Looking around the rest of the league, most clubs either have an expensive name in their DH mix (Khris Davis, Albert Pujols, Miguel Cabrera, J.D. Martinez, Giancarlo Stanton), a younger option at DH (Yordan Alvarez) or are simply in a rebuilding phase. And with revenue losses from the absence of fans hitting all 30 clubs, some teams just won’t want to spend the type of money Cruz would command anyhow. On the surface there’s little reason to expect that he’d have to take a pay cut in terms of annual salary; his production with the Twins actually outpaced his final couple years in Seattle.

Of course, if the MLBPA and the league agree to implement a designated hitter in both leagues, Cruz’s market would expand immensely.
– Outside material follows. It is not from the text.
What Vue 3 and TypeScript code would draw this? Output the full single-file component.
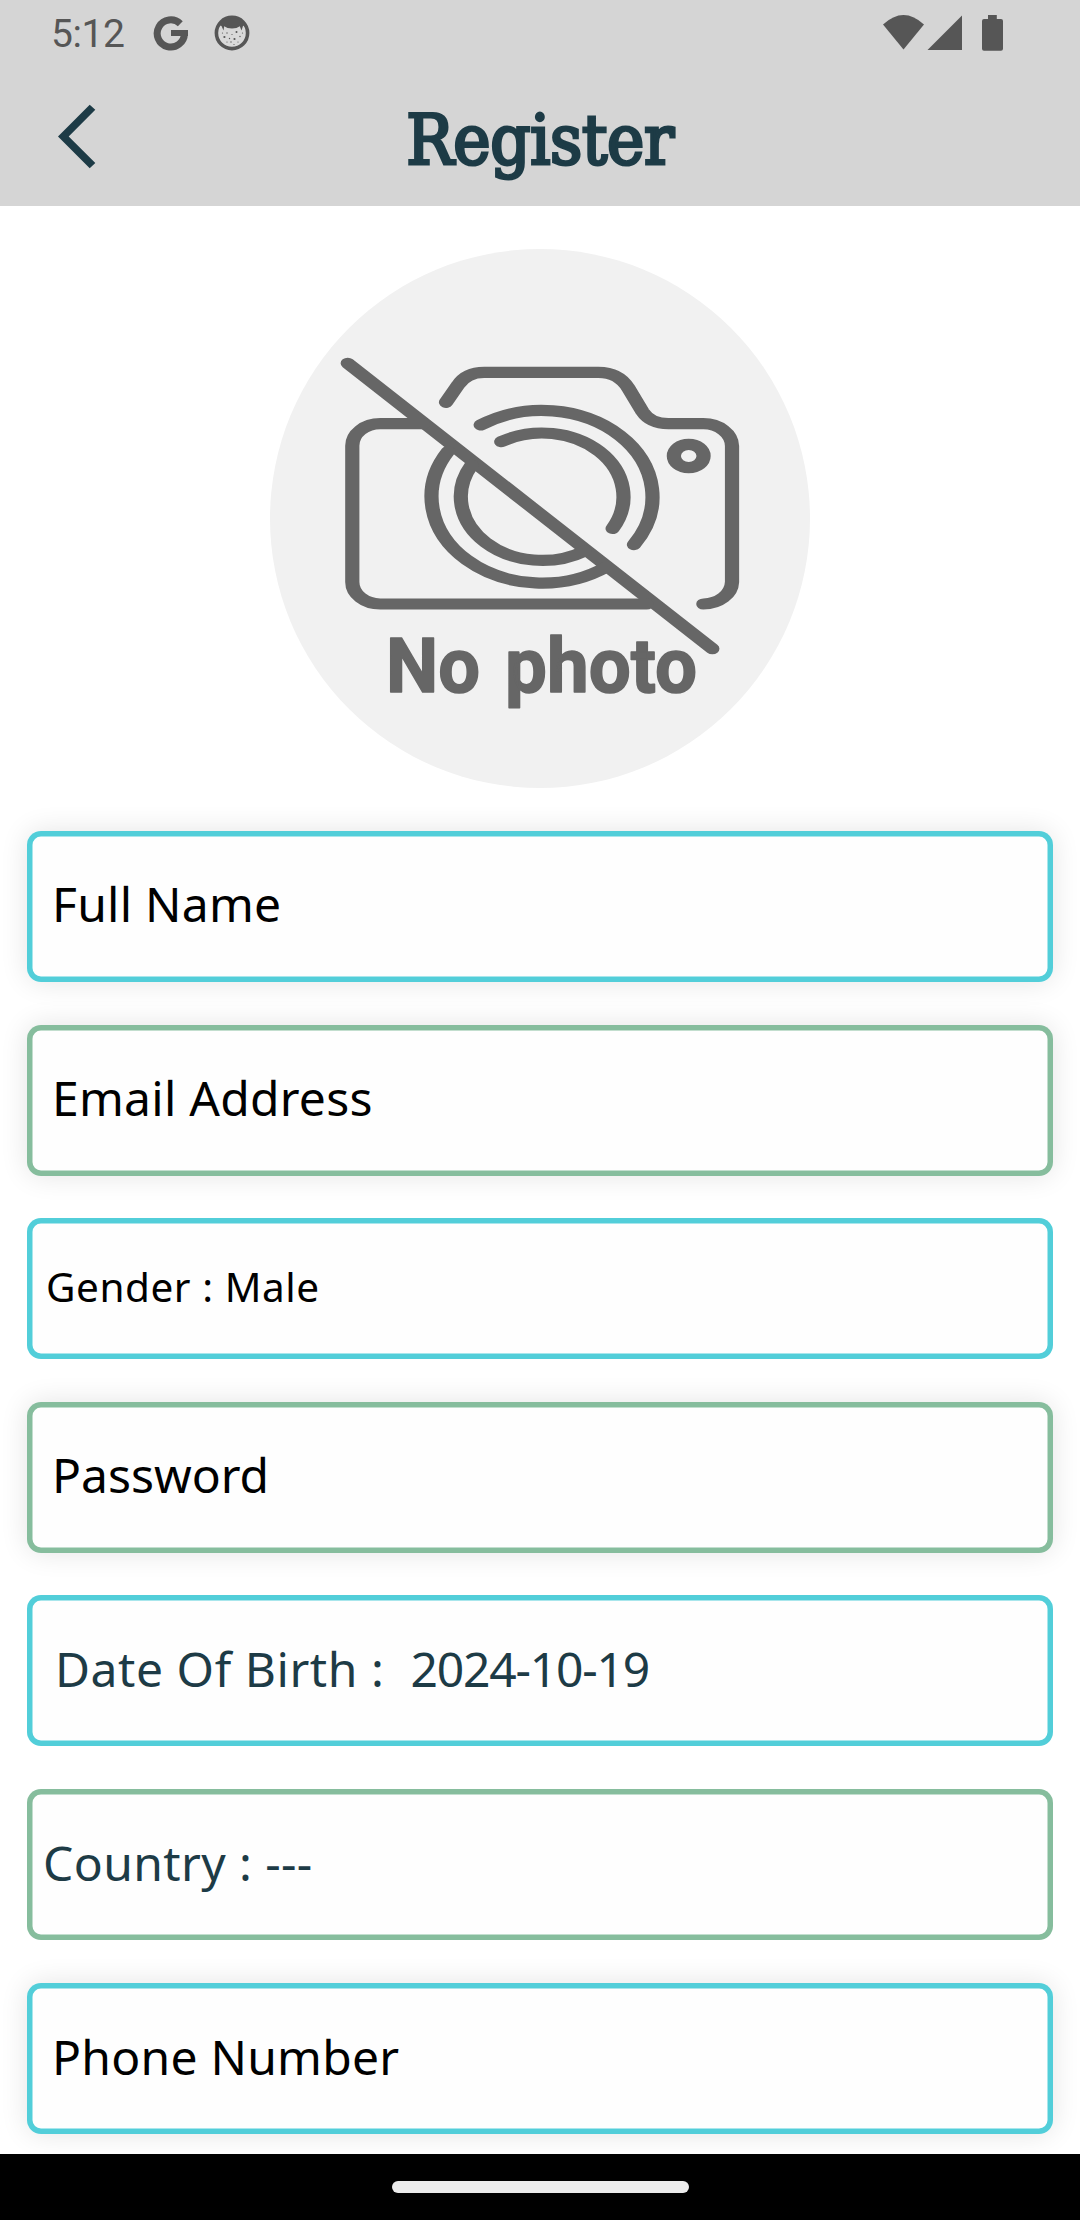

Nearly any National League contender would be able to make space to install a bat this potent in its everyday lineup, and the two-year term would become much easier to envision. From that standpoint, one could argue that the Twins would be best-served to proactively move to keep Cruz in the fold. Alternatively, if they’re skeptical the universal DH will be implemented in 2021, perhaps they’d hold firm at one year to avoid the risk of locking themselves into what would be Cruz’s age-42 season in 2022.

Neal suggests that Cruz may simply wait to sign until some clarity on the DH front is gained, although at this point there’s still no indication as to when that will be. His situation is far from the only one impacted by that still-unknown outcome, however. We’ve already heard GMs in San Diego, San Francisco, Atlanta and other NL cities comment publicly on the difficulty of constructing a roster without knowing for certain whether they’ll have those DH at-bats available. Padres GM A.J. Preller indicated last week that the NL DH status could impact their decision on Mitch Moreland’s club option. Both Giants president of baseball ops Farhan Zaidi and Braves GM Alex Anthopoulos have referenced uncertainty regarding the DH as an offseason challenge in the past week as well.